Sunday, 26 January 2014

Oban and Isle of Seil

It was time for the first Isoc (International Society) trip of the year, and I, idiot that I am, had forgotten to buy a ticket. You buy tickets the tuesday before the trip and last tuesday I totally forgot to buy a ticket. I emailed the society, hoping against odds that they had some tickets left. They didn't, but the amazing Hojjat did some magic and conjured forth a ticket for me anyway. I am forever grateful!

So yesterday I found myself on board one of five busses headed for Oban. We stopped at Luss first, a cute little village on the banks of Loch Lomund. I've stopped by before, on the Isle of Skye trip.

I didn't tell you about the song last time though. There is a song called The Bonnie Banks O' Loch Lomond, that plays regularly in the couch when we travel. One of the stories behind the song is that two Scottish friends were captured by the English in the Jacobite rising of 1745. One was to be executed and the other was sent home. The one who was about to die wrote this song. The refrain talks about the high road and the low road, and the friend who lived got to take the high road, the road of the living. He who was to die would take the low road, where the fairies of Scottish folklore would carry his soul along, and thus be in Scotland before his friend.

I got a picture of this Island that I didn't capture last time:
This is the Honeymoon Isle. Couples were encouraged to spend a week on this island, and you would really find out if you could live with the other person for the rest of your life.

After Loch Lomund we arrived in Oban. Oban is a town on the west coast of Scotland, informally known as the Gateway to the Isles.
Oban features a Colosseum look-alike, McCaig's Tower. John Stuart McCaig was a rich banker who in 1897 wanted to build a monument dedicated to his family. He was inspired by greek mythology, that is why the tower looks like the Colosseum. He planned a museum inside the tower with marble busts of his family members and stuff, but only the outer ring was finished before his death.

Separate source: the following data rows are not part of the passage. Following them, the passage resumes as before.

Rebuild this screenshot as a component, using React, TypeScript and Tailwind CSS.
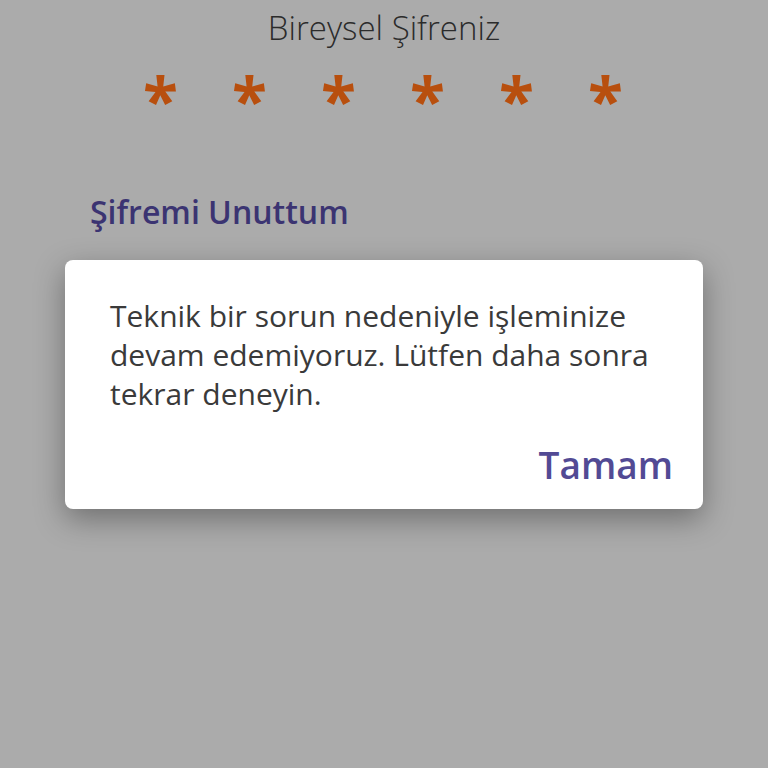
import React from "react";

export default function App() {
  const font = { fontFamily: '"Open Sans", "Noto Sans", sans-serif' };
  return (
    <div className="w-full h-[768px] bg-[#ababab] overflow-hidden flex flex-col" style={font}>
      <div className="pt-[6px] text-center text-[33px] leading-[44px] font-light text-[#2b2b2b]">Bireysel Şifreniz</div>
      <div className="mt-[20px] flex justify-center gap-[56px] pr-[4px] text-[#b84f0e] text-[64px] leading-[60px] font-bold">
        {[0, 1, 2, 3, 4, 5].map((i) => (
          <span key={i} className="w-[33px] text-center">*</span>
        ))}
      </div>
      <div className="mt-[62px] pl-[90px] text-[32px] leading-[40px] font-semibold text-[#3b3472]">Şifremi Unuttum</div>
      <div className="mt-[28px] mx-[65px] bg-white rounded-[8px] shadow-[0_10px_30px_rgba(0,0,0,0.35)] pl-[45px] pr-[36px] pt-[36px] pb-[22px]">
        <p className="text-[30px] leading-[39px] text-[#3a3a3a]">
          Teknik bir sorun nedeniyle işleminize devam edemiyoruz. Lütfen daha sonra tekrar deneyin.
        </p>
        <div className="mt-[30px] flex justify-end mr-[-6px]">
          <span className="text-[37px] leading-[44px] font-semibold text-[#524a94]">Tamam</span>
        </div>
      </div>
    </div>
  );
}
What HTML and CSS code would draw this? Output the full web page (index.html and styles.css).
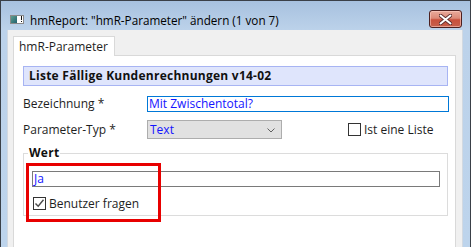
FILE: index.html
```html
<!DOCTYPE html>
<html lang="de">
<head>
<meta charset="utf-8">
<title>hmReport</title>
<link rel="stylesheet" href="styles.css">
</head>
<body>
<div class="window">
  <div class="titlebar">
    <svg class="app-icon" width="16" height="16" viewBox="0 0 16 16">
      <defs>
        <linearGradient id="ig" x1="0" y1="0" x2="1" y2="1">
          <stop offset="0" stop-color="#5fa08e"/>
          <stop offset="1" stop-color="#1f5f6f"/>
        </linearGradient>
      </defs>
      <rect x="1.5" y="4.5" width="13" height="8" fill="#ffffff" stroke="#8a8a8a"/>
      <rect x="2" y="5" width="6" height="7" fill="url(#ig)"/>
      <rect x="12" y="5" width="1" height="4" fill="#111"/>
      <rect x="12" y="10" width="1" height="1" fill="#111"/>
    </svg>
    <span class="title">hmReport: "hmR-Parameter" ändern (1 von 7)</span>
    <div class="close">
      <svg width="13" height="11" viewBox="0 0 13 11">
        <path d="M1.5 1.5 L11.5 9.5 M11.5 1.5 L1.5 9.5" stroke="#5a2a2a" stroke-width="3.6" stroke-linecap="round"/>
        <path d="M1.5 1.5 L11.5 9.5 M11.5 1.5 L1.5 9.5" stroke="#ffffff" stroke-width="2" stroke-linecap="round"/>
      </svg>
    </div>
  </div>
  <div class="client">
    <div class="tabs">
      <div class="tab">hmR-Parameter</div>
    </div>
    <div class="page">
      <div class="header">Liste Fällige Kundenrechnungen v14-02</div>
      <div class="row row-first">
        <span class="label">Bezeichnung *</span>
        <div class="textbox focused">Mit Zwischentotal?</div>
      </div>
      <div class="row row-second">
        <span class="label">Parameter-Typ *</span>
        <div class="select">
          <span>Text</span>
          <svg class="chevron" width="8" height="5" viewBox="0 0 8 5">
            <path d="M0.5 0.5 L4 4 L7.5 0.5" fill="none" stroke="#606060" stroke-width="1"/>
          </svg>
        </div>
        <div class="check list-check">
          <span class="box"></span>
          <span>Ist eine Liste</span>
        </div>
      </div>
      <fieldset class="group">
        <legend>Wert</legend>
        <div class="textbox plain">Ja</div>
        <div class="check ask-check">
          <span class="box">
            <svg width="11" height="11" viewBox="0 0 11 11">
              <path d="M1.5 5.5 L4.2 8.3 L9.5 1.8" fill="none" stroke="#4a4a4a" stroke-width="1.4"/>
            </svg>
          </span>
          <span>Benutzer fragen</span>
        </div>
      </fieldset>
    </div>
  </div>
</div>
<div class="highlight"></div>
</body>
</html>
```
FILE: styles.css
```css
html, body {
  margin: 0;
  padding: 0;
}
body {
  width: 471px;
  height: 247px;
  overflow: hidden;
  position: relative;
  font-family: "Open Sans", "Liberation Sans", sans-serif;
  font-size: 12px;
  color: #1e1e1e;
  background: #bfd5ec;
}
.window {
  box-sizing: border-box;
  height: 247px;
  border: 1px solid #3a4048;
  border-bottom: 0;
  padding: 0 7px 0 6px;
  background: linear-gradient(to bottom, #a7c1df 0, #bcd2ea 29px, #bdd4ec 100%);
  display: flex;
  flex-direction: column;
}
.titlebar {
  height: 29px;
  display: flex;
  align-items: flex-start;
  flex-shrink: 0;
}
.app-icon {
  margin: 10px 0 0 2px;
  flex-shrink: 0;
}
.title {
  margin: 10px 0 0 5px;
  font-size: 11.7px;
  line-height: 18px;
  color: #000;
  white-space: nowrap;
}
.close {
  margin: 9px 1px 0 auto;
  box-sizing: border-box;
  width: 33px;
  height: 18px;
  border: 1px solid #4c2020;
  border-radius: 3px;
  background: linear-gradient(to bottom, #e9aa9b 0, #dc8a78 45%, #c9503c 55%, #c6604c 100%);
  box-shadow: inset 0 0 0 1px rgba(255, 210, 200, 0.55);
  display: flex;
  align-items: center;
  justify-content: center;
}
.client {
  flex: 1;
  display: flex;
  flex-direction: column;
  background: #f0f0f0;
  border-left: 1px solid #d2d9e1;
  border-right: 1px solid #d2d9e1;
  padding: 6px 6px 0 5px;
}
.tabs {
  display: flex;
  height: 19px;
}
.tab {
  box-sizing: border-box;
  width: 102px;
  height: 20px;
  border: 1px solid #d9d9d9;
  border-bottom: 0;
  background: #fff;
  padding-left: 5px;
  line-height: 19px;
  position: relative;
  z-index: 1;
}
.page {
  flex: 1;
  background: #fff;
  border: 1px solid #d9d9d9;
  border-bottom: 0;
  padding: 10px 7px 0 9px;
}
.header {
  box-sizing: border-box;
  height: 20px;
  border: 1px solid #a7b4f3;
  background: #dfe5fc;
  padding-left: 5px;
  font-weight: bold;
  letter-spacing: 0.25px;
  line-height: 18px;
  color: #111;
}
.row {
  display: flex;
  align-items: center;
}
.row-first {
  margin-top: 9px;
}
.row-second {
  margin-top: 8px;
}
.label {
  width: 124px;
  flex-shrink: 0;
  white-space: nowrap;
}
.textbox {
  box-sizing: border-box;
  height: 16px;
  line-height: 14px;
  padding-left: 1px;
  color: #1414ff;
  background: #fff;
}
.focused {
  flex: 1;
  margin-right: -1px;
  border: 1px solid #0078d7;
}
.plain {
  margin-top: 10px;
  border: 1px solid #7a7a7a;
}
.select {
  box-sizing: border-box;
  width: 135px;
  height: 19px;
  border: 1px solid #adadad;
  background: #e1e1e1;
  padding: 0 6px 0 2px;
  display: flex;
  align-items: center;
  justify-content: space-between;
  color: #1414ff;
}
.chevron {
  margin-top: 1px;
}
.check {
  display: flex;
  align-items: center;
  line-height: 13px;
  white-space: nowrap;
}
.box {
  box-sizing: border-box;
  width: 13px;
  height: 13px;
  border: 1px solid #333;
  background: #fff;
  margin-right: 3px;
  display: flex;
  align-items: center;
  justify-content: center;
  flex-shrink: 0;
}
.list-check {
  margin-left: 66px;
}
.group {
  margin: 6px 0 0 0;
  border: 1px solid #dcdcdc;
  padding: 0 7px 5px 8px;
  min-inline-size: 0;
}
.group legend {
  font-weight: bold;
  letter-spacing: 0.25px;
  line-height: 16px;
  padding: 0 1px;
  margin-left: -4px;
  color: #111;
}
.ask-check {
  margin: 10px 0 0 1px;
}
.highlight {
  position: absolute;
  left: 26px;
  top: 163px;
  width: 135px;
  height: 59px;
  box-sizing: border-box;
  border: 3px solid #e80000;
}
```
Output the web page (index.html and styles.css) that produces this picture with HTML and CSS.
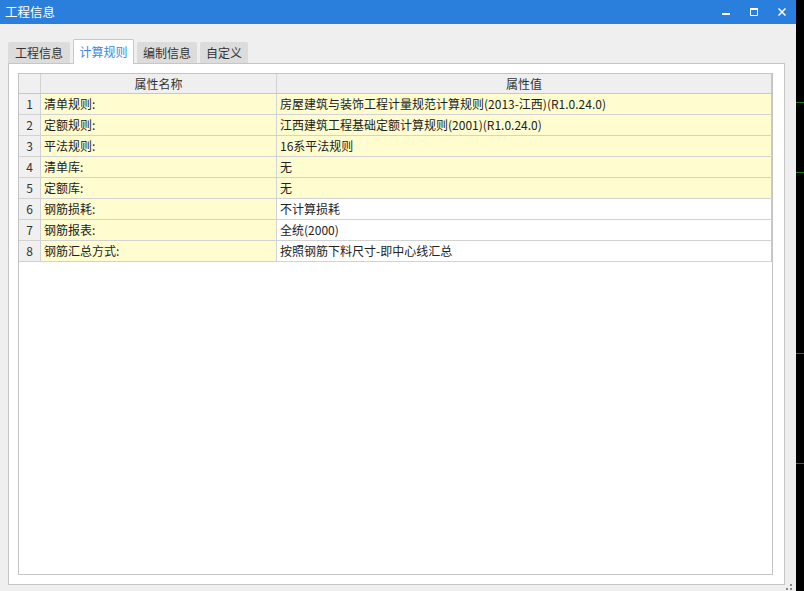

Today it is a public garden.
View from the tower:
On the way down from the tower I came across a beautiful garden filled with mosaics.

There were also these wonderful petrol pumps.
Oban also has castle ruins so instead of trying out one of the many seafood places I went to find the castle.
This is not the castle, it is the St Columba's Cathedral on the way to the castle.
On the way to the Castle, which by the way is called Dunollie Castle, I came across Fingal's Dogstone.
From the information plaque: "Legend has it that this rock is where the ancient heroic warrior of Celtic mythology Fingal would tie his mighty dog, Bran. As Bran circled and struggled, fastened there by a great chain, the base of the stone would be worn down."

I was wondering if this had something to do with the giant Finn McCool that built the Giant's Causeway in North Ireland. Wikipedia tells me that Fingal is indeed the same figure as the giant Finn McCool. So below is me on the Giant's Causeway, his bridge to Scotland so he could step across without getting his feet wet, and the Dogstone, where he chained his dog while in Scotland.

Onwards towards Dunollie, I could see that spring is already well on its way in Scotland
Speaking of plants, look at this crazy lichen. It looks like salad. And this root. Nature is beautiful.
The castle itself was closed to visitors, but it looked quite charming. The view was great too.

The weather during the day had been unpredictable and very Norway-like actually. We had some rain, some wind and patches of blue sky. On the way down from the castle it started to hail. A good, proper hail squall. It got so bad I ran of the path and hid in a cave. Well not a cave perhaps, but it provided shelter.
The 'Cave'
The Hail
The squall passed, and it was once again safe to move in open terrain. I walked back to the bus stop as we were about to leave Oban and continue our trip. This is by the way what it looks like when Isoc is out and about:

Next stop was the Atlantic Bridge, crossing over to the Isle of Seil. It is supposed to bring luck walking across it.
On the parking lot there was this cute little self service kiosk where you could by post cards. I didn't buy any because I didn't think they were pretty, but I like the concept.
Next to the bridge there was an inn, the Trish-an-Truish Inn, house of the trousers. This is were the islanders would change from kilts to trousers before crossing the bridge after the Jacobite Rebellion in 1745 when kilts were banned in Scotland.
On the Isle of Seil proper we stopped beside the Highlands Art Exhibition. There were also great hiking opportunities close by.
I went inside first to warm myself. When I stepped outside, ready to take pictures and climb up hills it started to hail again. I had spotted a post box and ran to it to post my customary postcard to my parents. Because I was in such a hurry to get back inside I forgot to put a stamp on the card. So yeah, parents, you probably won't get that card. Sorry.

When the hail squall was over there wasn't time to climb any hills, but I did take some pictures.

That concludes the trip to Oban and the Isle of Seil. For next weekend's adventure I will definitely remember to buy a ticket at the appropriate time.